PS 18-35 - Consequences of the ‘greening’ of the high Arctic: A tradeoff between plant cover and microbial activity?

Wednesday, August 10, 2016
ESA Exhibit Hall, Ft Lauderdale Convention Center

ABSTRACT WITHDRAWN

Kelsey Dowdy, University of California, Santa Barbara; Seeta Sistla, Hampshire College; Kate Buckeridge, Lancaster University; Noah Fierer, University of Colorado; Joshua P. Schimel, University of California, Santa Barbara

Background/Question/Methods

While climate warming in the high Arctic is expected to increase shrub plant cover and stimulate decomposition of soil organic matter, it remains unclear how these variables will interact to influence ecosystem carbon and nutrient cycling. The uncertain response of microbial community composition to warmer temperatures and more plant cover further confounds this relationship. How will greater plant growth affect belowground carbon: Will plant inputs stimulate microbial activity and cause soil respiration to outpace storage, or will more plant shading lower soil temperature and curtail the predicted increase in microbial activity? To evaluate microbial responses to greater plant cover in the high Arctic, we characterized soil biogeochemical properties and bacterial community composition along a vegetation cover gradient in northwest Greenland. Specifically, we evaluated pH, temperature, moisture, bulk density, extractable nutrient pools, water extractable organic carbon and nitrogen, and total microbial biomass. Vegetation cover was classified using the Normalized Difference Vegetation Index (NDVI), and vegetation cover classes were used as a proxy for warming.

Results/Conclusions

We found that with greater plant cover, soil moisture increases and soil temperature decreases significantly. Extractable nutrients (NO3-, NH4+, PO43-) and extractable organic C and N generally increase with vegetation cover. Despite increases in available carbon and nutrients, microbial biomass carbon in both horizons ultimately decreased with plant cover. Moreover, the relative proportion of microbial biomass carbon to water extractable organic carbon decreases with vegetation cover, indicating that decomposers in more vegetated soils cannot readily use available carbon.
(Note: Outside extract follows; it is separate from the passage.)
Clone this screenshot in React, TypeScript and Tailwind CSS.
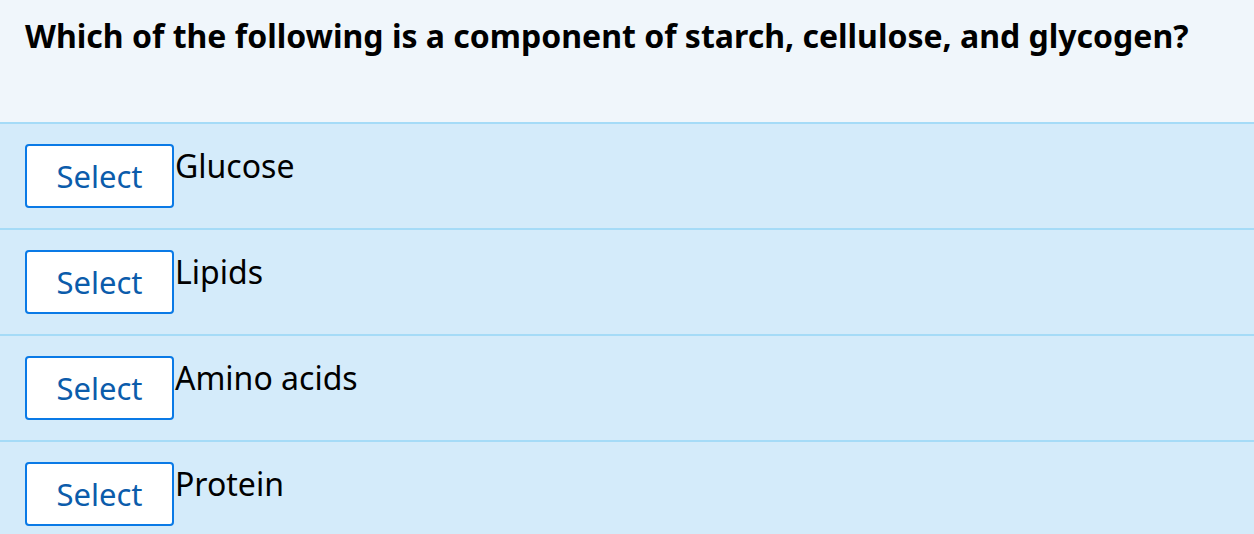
const options = ["Glucose", "Lipids", "Amino acids", "Protein"];

export default function App() {
  return (
    <div
      className="min-h-screen w-full bg-[#d4ebfa]"
      style={{ fontFamily: "'Noto Sans', 'Open Sans', sans-serif" }}
    >
      <div className="h-[122px] bg-[#f0f6fb] px-[25px] pt-[12px]">
        <h1 className="text-[32px] leading-[48px] font-bold text-black">
          Which of the following is a component of starch, cellulose, and glycogen?
        </h1>
      </div>
      {options.map((opt) => (
        <div
          key={opt}
          className="flex items-start border-t-2 border-[#a5dbf7] h-[106px] py-[20px] pl-[25px]"
        >
          <button className="h-[64px] w-[149px] shrink-0 rounded-[4px] border-2 border-[#0a7ae6] bg-white text-[31px] text-[#0b5cab]">
            Select
          </button>
          <span className="ml-px text-[32px] leading-[44px] text-black">{opt}</span>
        </div>
      ))}
    </div>
  );
}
Our data suggests that despite an increase in available substrate in high vegetation cover soils, the insulating properties of vegetation (i.e. high moisture and low temperatures) ultimately limit decomposer activity. We hypothesize that as plant cover in the high Arctic increases with climate warming, decomposer activity – initially heightened by higher temperatures – will ultimately be curtailed by the insulating properties of vegetation. This hindered nutrient mineralization may reduce availability to plants, resulting in a decline in plant cover until soils warm and dry to reach conditions more optimal for microbial processing. Soils may thus oscillate and maintain a moderate vegetation cover equilibrium.